Information supplied:
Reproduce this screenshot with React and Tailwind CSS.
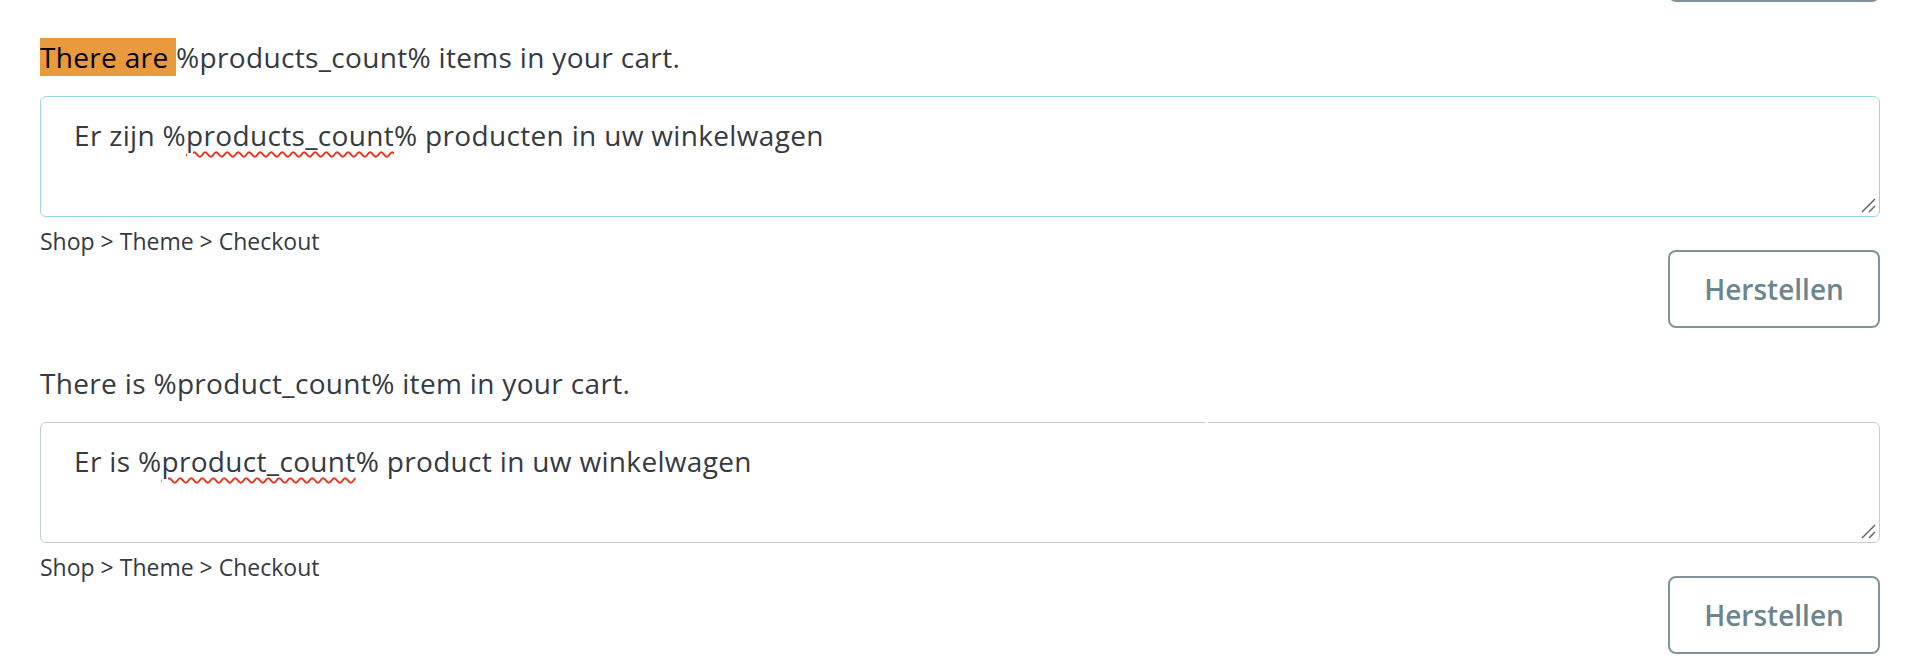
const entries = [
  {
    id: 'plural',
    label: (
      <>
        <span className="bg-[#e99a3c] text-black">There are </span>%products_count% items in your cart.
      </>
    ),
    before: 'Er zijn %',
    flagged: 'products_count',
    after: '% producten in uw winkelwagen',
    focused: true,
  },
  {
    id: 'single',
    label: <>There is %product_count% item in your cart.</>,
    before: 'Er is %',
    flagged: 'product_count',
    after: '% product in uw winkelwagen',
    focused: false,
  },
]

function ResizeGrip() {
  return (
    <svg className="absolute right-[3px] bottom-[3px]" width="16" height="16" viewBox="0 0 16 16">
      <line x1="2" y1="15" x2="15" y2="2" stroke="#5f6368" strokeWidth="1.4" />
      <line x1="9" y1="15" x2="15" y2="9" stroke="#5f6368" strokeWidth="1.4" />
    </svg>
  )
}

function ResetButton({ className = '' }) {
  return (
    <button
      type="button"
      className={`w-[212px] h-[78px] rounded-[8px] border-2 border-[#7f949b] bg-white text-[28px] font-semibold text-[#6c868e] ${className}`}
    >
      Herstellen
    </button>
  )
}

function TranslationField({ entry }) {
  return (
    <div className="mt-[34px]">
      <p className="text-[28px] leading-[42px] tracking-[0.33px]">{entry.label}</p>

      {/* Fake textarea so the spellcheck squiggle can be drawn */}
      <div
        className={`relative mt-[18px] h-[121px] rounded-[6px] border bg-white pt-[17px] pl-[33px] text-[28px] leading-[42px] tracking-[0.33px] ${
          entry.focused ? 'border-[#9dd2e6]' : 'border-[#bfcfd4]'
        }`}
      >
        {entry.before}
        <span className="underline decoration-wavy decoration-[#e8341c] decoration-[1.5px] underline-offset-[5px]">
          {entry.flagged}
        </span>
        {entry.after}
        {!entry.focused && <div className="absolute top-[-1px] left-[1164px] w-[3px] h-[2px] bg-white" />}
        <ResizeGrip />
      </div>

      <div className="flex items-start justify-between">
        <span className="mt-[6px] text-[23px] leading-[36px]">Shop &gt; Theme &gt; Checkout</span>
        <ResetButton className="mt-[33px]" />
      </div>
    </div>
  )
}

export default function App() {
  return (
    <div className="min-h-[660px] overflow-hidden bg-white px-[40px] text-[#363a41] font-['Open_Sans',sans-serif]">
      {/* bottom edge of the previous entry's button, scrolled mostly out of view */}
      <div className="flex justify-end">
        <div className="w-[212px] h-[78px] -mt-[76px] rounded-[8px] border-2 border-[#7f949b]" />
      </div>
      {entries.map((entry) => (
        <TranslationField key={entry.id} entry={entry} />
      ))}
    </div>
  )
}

Goal of the exercise:
Repeat the data above exactly, but not the pictures.

Solution to the exercise:
Reproduce this screenshot with React and Tailwind CSS.
const entries = [
  {
    id: 'plural',
    label: (
      <>
        <span className="bg-[#e99a3c] text-black">There are </span>%products_count% items in your cart.
      </>
    ),
    before: 'Er zijn %',
    flagged: 'products_count',
    after: '% producten in uw winkelwagen',
    focused: true,
  },
  {
    id: 'single',
    label: <>There is %product_count% item in your cart.</>,
    before: 'Er is %',
    flagged: 'product_count',
    after: '% product in uw winkelwagen',
    focused: false,
  },
]

function ResizeGrip() {
  return (
    <svg className="absolute right-[3px] bottom-[3px]" width="16" height="16" viewBox="0 0 16 16">
      <line x1="2" y1="15" x2="15" y2="2" stroke="#5f6368" strokeWidth="1.4" />
      <line x1="9" y1="15" x2="15" y2="9" stroke="#5f6368" strokeWidth="1.4" />
    </svg>
  )
}

function ResetButton({ className = '' }) {
  return (
    <button
      type="button"
      className={`w-[212px] h-[78px] rounded-[8px] border-2 border-[#7f949b] bg-white text-[28px] font-semibold text-[#6c868e] ${className}`}
    >
      Herstellen
    </button>
  )
}

function TranslationField({ entry }) {
  return (
    <div className="mt-[34px]">
      <p className="text-[28px] leading-[42px] tracking-[0.33px]">{entry.label}</p>

      {/* Fake textarea so the spellcheck squiggle can be drawn */}
      <div
        className={`relative mt-[18px] h-[121px] rounded-[6px] border bg-white pt-[17px] pl-[33px] text-[28px] leading-[42px] tracking-[0.33px] ${
          entry.focused ? 'border-[#9dd2e6]' : 'border-[#bfcfd4]'
        }`}
      >
        {entry.before}
        <span className="underline decoration-wavy decoration-[#e8341c] decoration-[1.5px] underline-offset-[5px]">
          {entry.flagged}
        </span>
        {entry.after}
        {!entry.focused && <div className="absolute top-[-1px] left-[1164px] w-[3px] h-[2px] bg-white" />}
        <ResizeGrip />
      </div>

      <div className="flex items-start justify-between">
        <span className="mt-[6px] text-[23px] leading-[36px]">Shop &gt; Theme &gt; Checkout</span>
        <ResetButton className="mt-[33px]" />
      </div>
    </div>
  )
}

export default function App() {
  return (
    <div className="min-h-[660px] overflow-hidden bg-white px-[40px] text-[#363a41] font-['Open_Sans',sans-serif]">
      {/* bottom edge of the previous entry's button, scrolled mostly out of view */}
      <div className="flex justify-end">
        <div className="w-[212px] h-[78px] -mt-[76px] rounded-[8px] border-2 border-[#7f949b]" />
      </div>
      {entries.map((entry) => (
        <TranslationField key={entry.id} entry={entry} />
      ))}
    </div>
  )
}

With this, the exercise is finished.